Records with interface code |
====================

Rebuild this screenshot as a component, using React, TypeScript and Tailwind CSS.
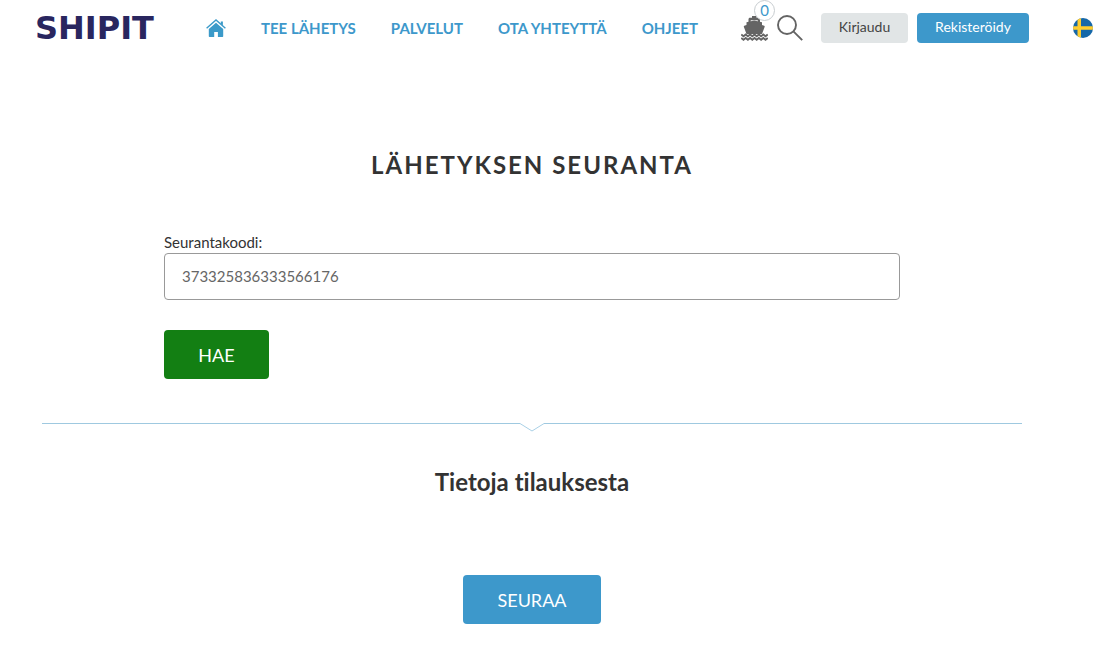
import { useState } from "react"

const navLinks = [
  { label: "TEE LÄHETYS", href: "#laheta" },
  { label: "PALVELUT", href: "#palvelut" },
  { label: "OTA YHTEYTTÄ", href: "#yhteys" },
  { label: "OHJEET", href: "#ohjeet" },
]

function HomeIcon() {
  return (
    <svg viewBox="0 0 20 18" className="w-5 h-[18px]" fill="#3b9ac9" aria-hidden="true">
      <path d="M10 3.7 17.2 10v7.3a.7.7 0 0 1-.7.7h-4.6v-5H8.2v5H3.5a.7.7 0 0 1-.7-.7V10z" />
      <path d="M.6 9.2 10 1l9.4 8.2" fill="none" stroke="#3b9ac9" strokeWidth="1.4" />
      <path d="M14.8 2.4h2.1v4.1l-2.1-1.8z" />
    </svg>
  )
}

function ShipIcon() {
  return (
    <svg viewBox="0 0 27 25" className="w-[27px] h-[25px]" fill="#646464" aria-hidden="true">
      <path d="M11 0h4.5v2H11z" />
      <path d="M7.5 7V3.2c0-.9.6-1.5 1.5-1.5h8.5c.9 0 1.5.6 1.5 1.5V7h-2.2V4.2H9.7V7z" />
      <path d="M5.5 6.3 13.2 4.5 21 6.3V9l2.2.8c.5.2.6.6.4 1.1L21 18H5.5L2.9 10.9c-.2-.5-.1-.9.4-1.1L5.5 9z" />
      <path
        d="M.3 18.5 2.5 20.3 4.7 18.5 6.9 20.3 9.1 18.5 11.3 20.3 13.5 18.5 15.7 20.3 17.9 18.5 20.1 20.3 22.3 18.5 24.5 20.3 26.7 18.5M.3 22 2.5 23.8 4.7 22 6.9 23.8 9.1 22 11.3 23.8 13.5 22 15.7 23.8 17.9 22 20.1 23.8 22.3 22 24.5 23.8 26.7 22"
        fill="none"
        stroke="#646464"
        strokeWidth="1.8"
      />
    </svg>
  )
}

function SearchIcon() {
  return (
    <svg viewBox="0 0 26 26" className="w-[26px] h-[26px]" fill="none" stroke="#646464" strokeWidth="1.9" aria-hidden="true">
      <circle cx="10" cy="10" r="9" />
      <path d="M16.4 16.4 25.2 25.2" />
    </svg>
  )
}

function SwedishFlag() {
  return (
    <svg viewBox="0 0 20 20" className="w-5 h-5" aria-hidden="true">
      <clipPath id="flag">
        <circle cx="10" cy="10" r="10" />
      </clipPath>
      <g clipPath="url(#flag)">
        <path d="M0 0h20v20H0z" fill="#1668a8" />
        <path d="M4.5 0H8v20H4.5zM0 8.3h20v3.5H0z" fill="#ffcd2e" />
      </g>
    </svg>
  )
}

function Header() {
  return (
    <header className="flex items-center h-14 pl-[35px] pr-[27px]">
      <a href="#etusivu" className="w-[134px] font-['DejaVu_Sans',sans-serif] text-[32px] leading-8 font-bold text-[#29265f]">
        SHIPIT
      </a>

      <nav className="flex items-center gap-[35px] ml-[37px] text-[15px] font-bold whitespace-nowrap text-[#3d98cb]">
        <a href="#etusivu" aria-label="Etusivu">
          <HomeIcon />
        </a>
        {navLinks.map((link) => (
          <a key={link.href} href={link.href}>
            {link.label}
          </a>
        ))}
      </nav>

      <div className="flex items-center ml-auto">
        <a href="#kori" aria-label="Ostoskori" className="relative">
          <ShipIcon />
          <span className="absolute -top-4 left-[13px] flex items-center justify-center w-[21px] h-[21px] rounded-full border border-[#c8cdd0] bg-white text-[15px] text-[#3d98cb]">
            0
          </span>
        </a>
        <button type="button" aria-label="Haku" className="ml-[9px]">
          <SearchIcon />
        </button>
        <button type="button" className="ml-[18px] w-[87px] h-[30px] pb-0.5 rounded bg-[#e1e5e6] text-sm text-[#444]">
          Kirjaudu
        </button>
        <button type="button" className="ml-[9px] w-28 h-[30px] pb-0.5 rounded bg-[#3d98cb] text-sm text-white">
          Rekisteröidy
        </button>
        <a href="#sv" aria-label="Svenska" className="ml-11">
          <SwedishFlag />
        </a>
      </div>
    </header>
  )
}

function Divider() {
  return (
    <div className="flex items-start mt-11">
      <div className="flex-1 border-t border-[#9fc9e0]" />
      <svg viewBox="0 0 24 9" className="w-6 h-[9px]" fill="none" stroke="#a9d0e6" aria-hidden="true">
        <path d="M0 .5 12 8 24 .5" />
      </svg>
      <div className="flex-1 border-t border-[#9fc9e0]" />
    </div>
  )
}

export default function App() {
  const [code, setCode] = useState("373325836333566176")

  return (
    <div className="min-h-screen bg-white font-[Lato,sans-serif] [font-variant-ligatures:none] text-[#333]">
      <Header />

      <main className="pl-[42px] pr-[98px]">
        <h1 className="pt-[91px] text-2xl leading-9 font-bold tracking-[2px] text-center">LÄHETYKSEN SEURANTA</h1>

        <form className="max-w-[736px] mx-auto mt-[50px]" onSubmit={(e) => e.preventDefault()}>
          <label htmlFor="code" className="block pb-0.5 text-[15px] leading-[18px]">
            Seurantakoodi:
          </label>
          <input
            id="code"
            type="text"
            value={code}
            onChange={(e) => setCode(e.target.value)}
            className="block w-full h-[47px] px-[17px] pb-0.5 rounded border border-[#999] text-[15px] text-[#666]"
          />
          <button type="submit" className="mt-[30px] w-[105px] h-[49px] rounded bg-[#137f13] text-lg text-white">
            HAE
          </button>
        </form>

        <Divider />

        <section className="text-center">
          <h2 className="mt-8 text-2xl leading-9 font-bold">Tietoja tilauksesta</h2>
          <button type="button" className="mt-[75px] w-[138px] h-[49px] rounded bg-[#3d98cb] text-lg text-white">
            SEURAA
          </button>
        </section>
      </main>
    </div>
  )
}
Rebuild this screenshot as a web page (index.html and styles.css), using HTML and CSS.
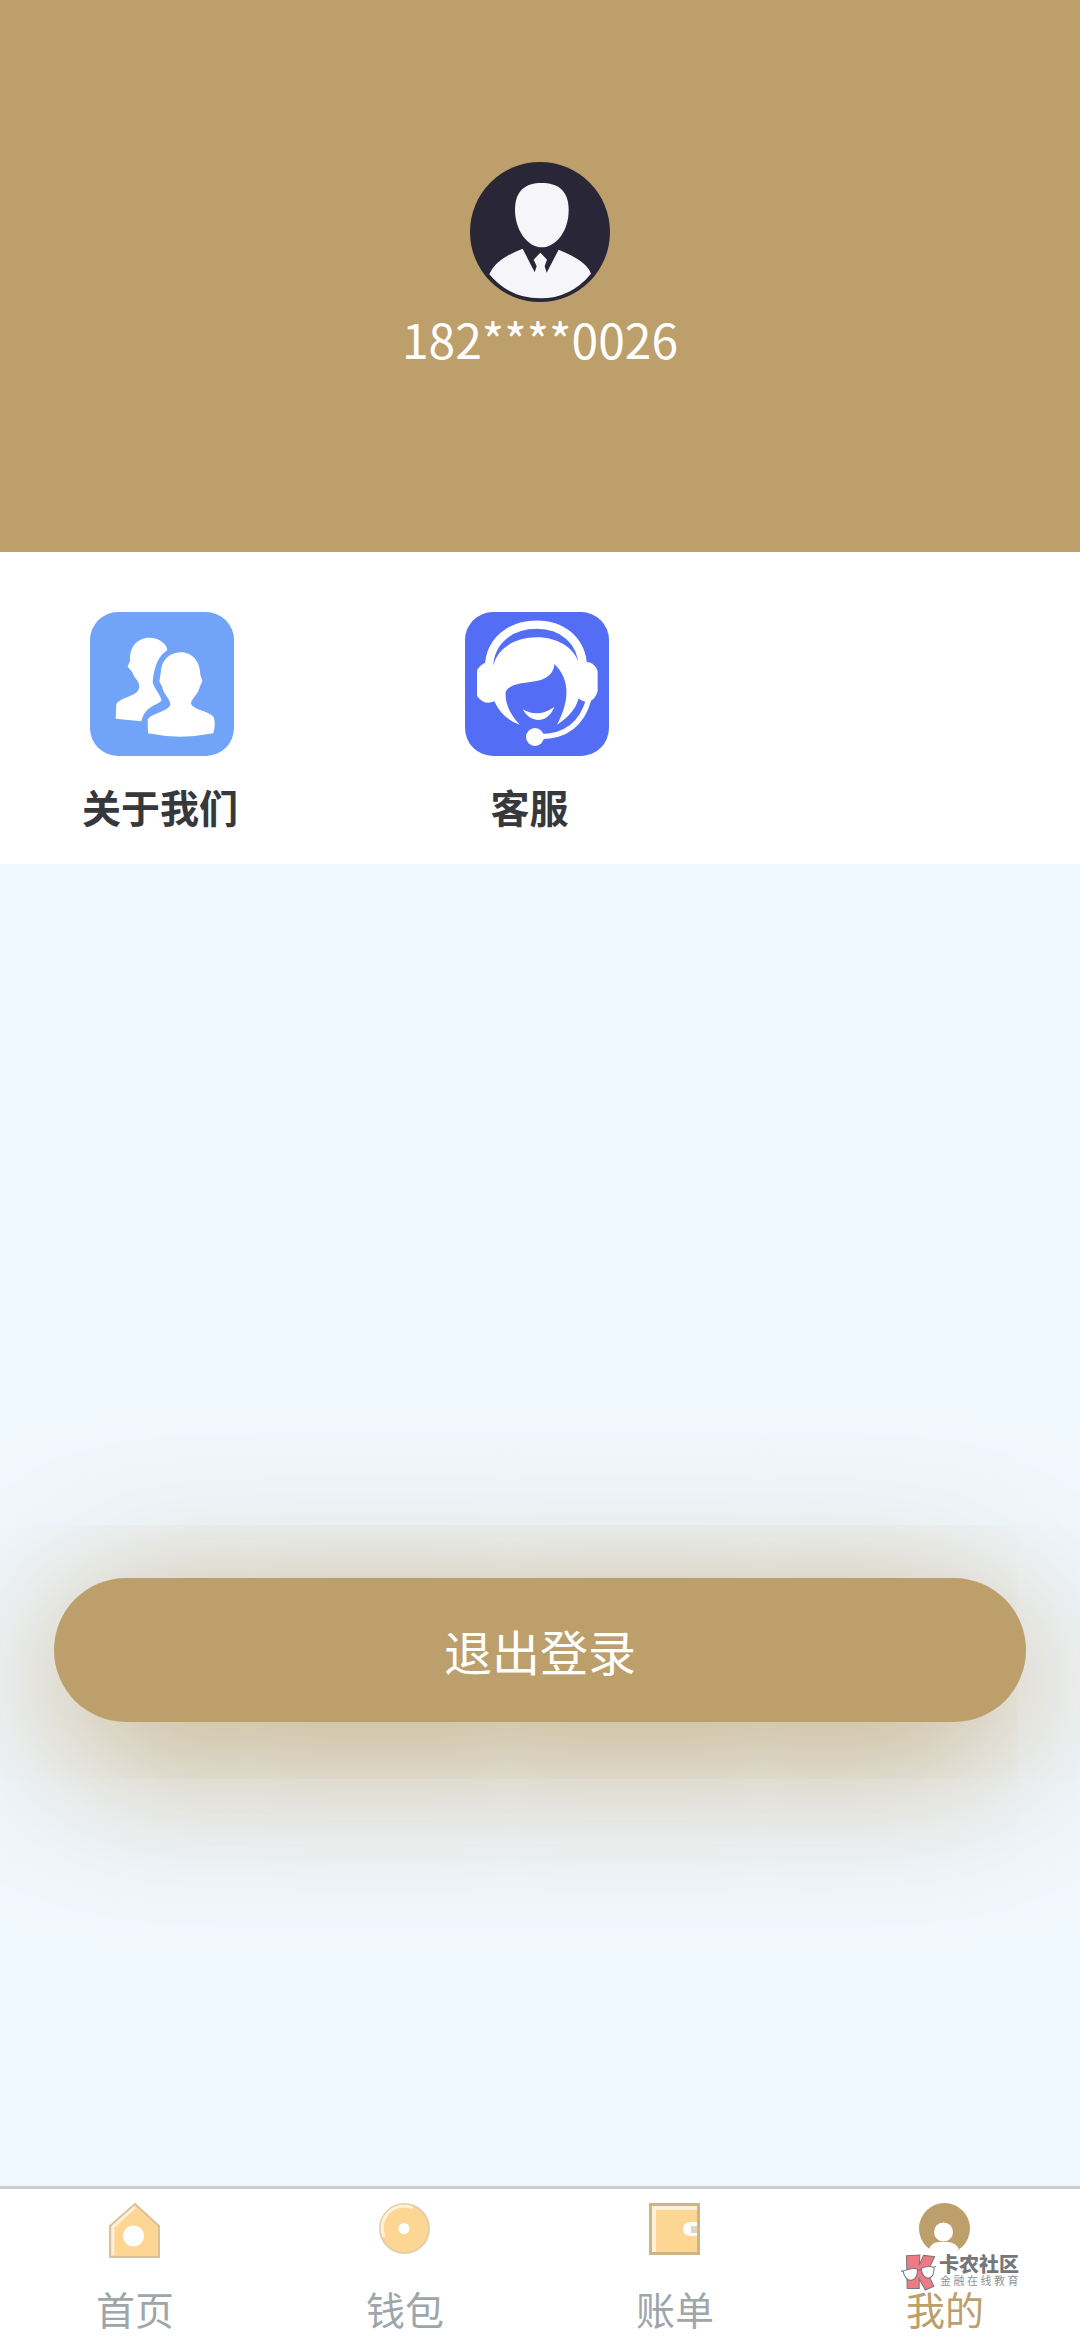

====================

Exercise aim | Leave out the pictures and output every record above precisely as given.

The result |
Rebuild this screenshot as a component, using React, TypeScript and Tailwind CSS.
import { useState } from "react"

const navLinks = [
  { label: "TEE LÄHETYS", href: "#laheta" },
  { label: "PALVELUT", href: "#palvelut" },
  { label: "OTA YHTEYTTÄ", href: "#yhteys" },
  { label: "OHJEET", href: "#ohjeet" },
]

function HomeIcon() {
  return (
    <svg viewBox="0 0 20 18" className="w-5 h-[18px]" fill="#3b9ac9" aria-hidden="true">
      <path d="M10 3.7 17.2 10v7.3a.7.7 0 0 1-.7.7h-4.6v-5H8.2v5H3.5a.7.7 0 0 1-.7-.7V10z" />
      <path d="M.6 9.2 10 1l9.4 8.2" fill="none" stroke="#3b9ac9" strokeWidth="1.4" />
      <path d="M14.8 2.4h2.1v4.1l-2.1-1.8z" />
    </svg>
  )
}

function ShipIcon() {
  return (
    <svg viewBox="0 0 27 25" className="w-[27px] h-[25px]" fill="#646464" aria-hidden="true">
      <path d="M11 0h4.5v2H11z" />
      <path d="M7.5 7V3.2c0-.9.6-1.5 1.5-1.5h8.5c.9 0 1.5.6 1.5 1.5V7h-2.2V4.2H9.7V7z" />
      <path d="M5.5 6.3 13.2 4.5 21 6.3V9l2.2.8c.5.2.6.6.4 1.1L21 18H5.5L2.9 10.9c-.2-.5-.1-.9.4-1.1L5.5 9z" />
      <path
        d="M.3 18.5 2.5 20.3 4.7 18.5 6.9 20.3 9.1 18.5 11.3 20.3 13.5 18.5 15.7 20.3 17.9 18.5 20.1 20.3 22.3 18.5 24.5 20.3 26.7 18.5M.3 22 2.5 23.8 4.7 22 6.9 23.8 9.1 22 11.3 23.8 13.5 22 15.7 23.8 17.9 22 20.1 23.8 22.3 22 24.5 23.8 26.7 22"
        fill="none"
        stroke="#646464"
        strokeWidth="1.8"
      />
    </svg>
  )
}

function SearchIcon() {
  return (
    <svg viewBox="0 0 26 26" className="w-[26px] h-[26px]" fill="none" stroke="#646464" strokeWidth="1.9" aria-hidden="true">
      <circle cx="10" cy="10" r="9" />
      <path d="M16.4 16.4 25.2 25.2" />
    </svg>
  )
}

function SwedishFlag() {
  return (
    <svg viewBox="0 0 20 20" className="w-5 h-5" aria-hidden="true">
      <clipPath id="flag">
        <circle cx="10" cy="10" r="10" />
      </clipPath>
      <g clipPath="url(#flag)">
        <path d="M0 0h20v20H0z" fill="#1668a8" />
        <path d="M4.5 0H8v20H4.5zM0 8.3h20v3.5H0z" fill="#ffcd2e" />
      </g>
    </svg>
  )
}

function Header() {
  return (
    <header className="flex items-center h-14 pl-[35px] pr-[27px]">
      <a href="#etusivu" className="w-[134px] font-['DejaVu_Sans',sans-serif] text-[32px] leading-8 font-bold text-[#29265f]">
        SHIPIT
      </a>

      <nav className="flex items-center gap-[35px] ml-[37px] text-[15px] font-bold whitespace-nowrap text-[#3d98cb]">
        <a href="#etusivu" aria-label="Etusivu">
          <HomeIcon />
        </a>
        {navLinks.map((link) => (
          <a key={link.href} href={link.href}>
            {link.label}
          </a>
        ))}
      </nav>

      <div className="flex items-center ml-auto">
        <a href="#kori" aria-label="Ostoskori" className="relative">
          <ShipIcon />
          <span className="absolute -top-4 left-[13px] flex items-center justify-center w-[21px] h-[21px] rounded-full border border-[#c8cdd0] bg-white text-[15px] text-[#3d98cb]">
            0
          </span>
        </a>
        <button type="button" aria-label="Haku" className="ml-[9px]">
          <SearchIcon />
        </button>
        <button type="button" className="ml-[18px] w-[87px] h-[30px] pb-0.5 rounded bg-[#e1e5e6] text-sm text-[#444]">
          Kirjaudu
        </button>
        <button type="button" className="ml-[9px] w-28 h-[30px] pb-0.5 rounded bg-[#3d98cb] text-sm text-white">
          Rekisteröidy
        </button>
        <a href="#sv" aria-label="Svenska" className="ml-11">
          <SwedishFlag />
        </a>
      </div>
    </header>
  )
}

function Divider() {
  return (
    <div className="flex items-start mt-11">
      <div className="flex-1 border-t border-[#9fc9e0]" />
      <svg viewBox="0 0 24 9" className="w-6 h-[9px]" fill="none" stroke="#a9d0e6" aria-hidden="true">
        <path d="M0 .5 12 8 24 .5" />
      </svg>
      <div className="flex-1 border-t border-[#9fc9e0]" />
    </div>
  )
}

export default function App() {
  const [code, setCode] = useState("373325836333566176")

  return (
    <div className="min-h-screen bg-white font-[Lato,sans-serif] [font-variant-ligatures:none] text-[#333]">
      <Header />

      <main className="pl-[42px] pr-[98px]">
        <h1 className="pt-[91px] text-2xl leading-9 font-bold tracking-[2px] text-center">LÄHETYKSEN SEURANTA</h1>

        <form className="max-w-[736px] mx-auto mt-[50px]" onSubmit={(e) => e.preventDefault()}>
          <label htmlFor="code" className="block pb-0.5 text-[15px] leading-[18px]">
            Seurantakoodi:
          </label>
          <input
            id="code"
            type="text"
            value={code}
            onChange={(e) => setCode(e.target.value)}
            className="block w-full h-[47px] px-[17px] pb-0.5 rounded border border-[#999] text-[15px] text-[#666]"
          />
          <button type="submit" className="mt-[30px] w-[105px] h-[49px] rounded bg-[#137f13] text-lg text-white">
            HAE
          </button>
        </form>

        <Divider />

        <section className="text-center">
          <h2 className="mt-8 text-2xl leading-9 font-bold">Tietoja tilauksesta</h2>
          <button type="button" className="mt-[75px] w-[138px] h-[49px] rounded bg-[#3d98cb] text-lg text-white">
            SEURAA
          </button>
        </section>
      </main>
    </div>
  )
}
Rebuild this screenshot as a web page (index.html and styles.css), using HTML and CSS.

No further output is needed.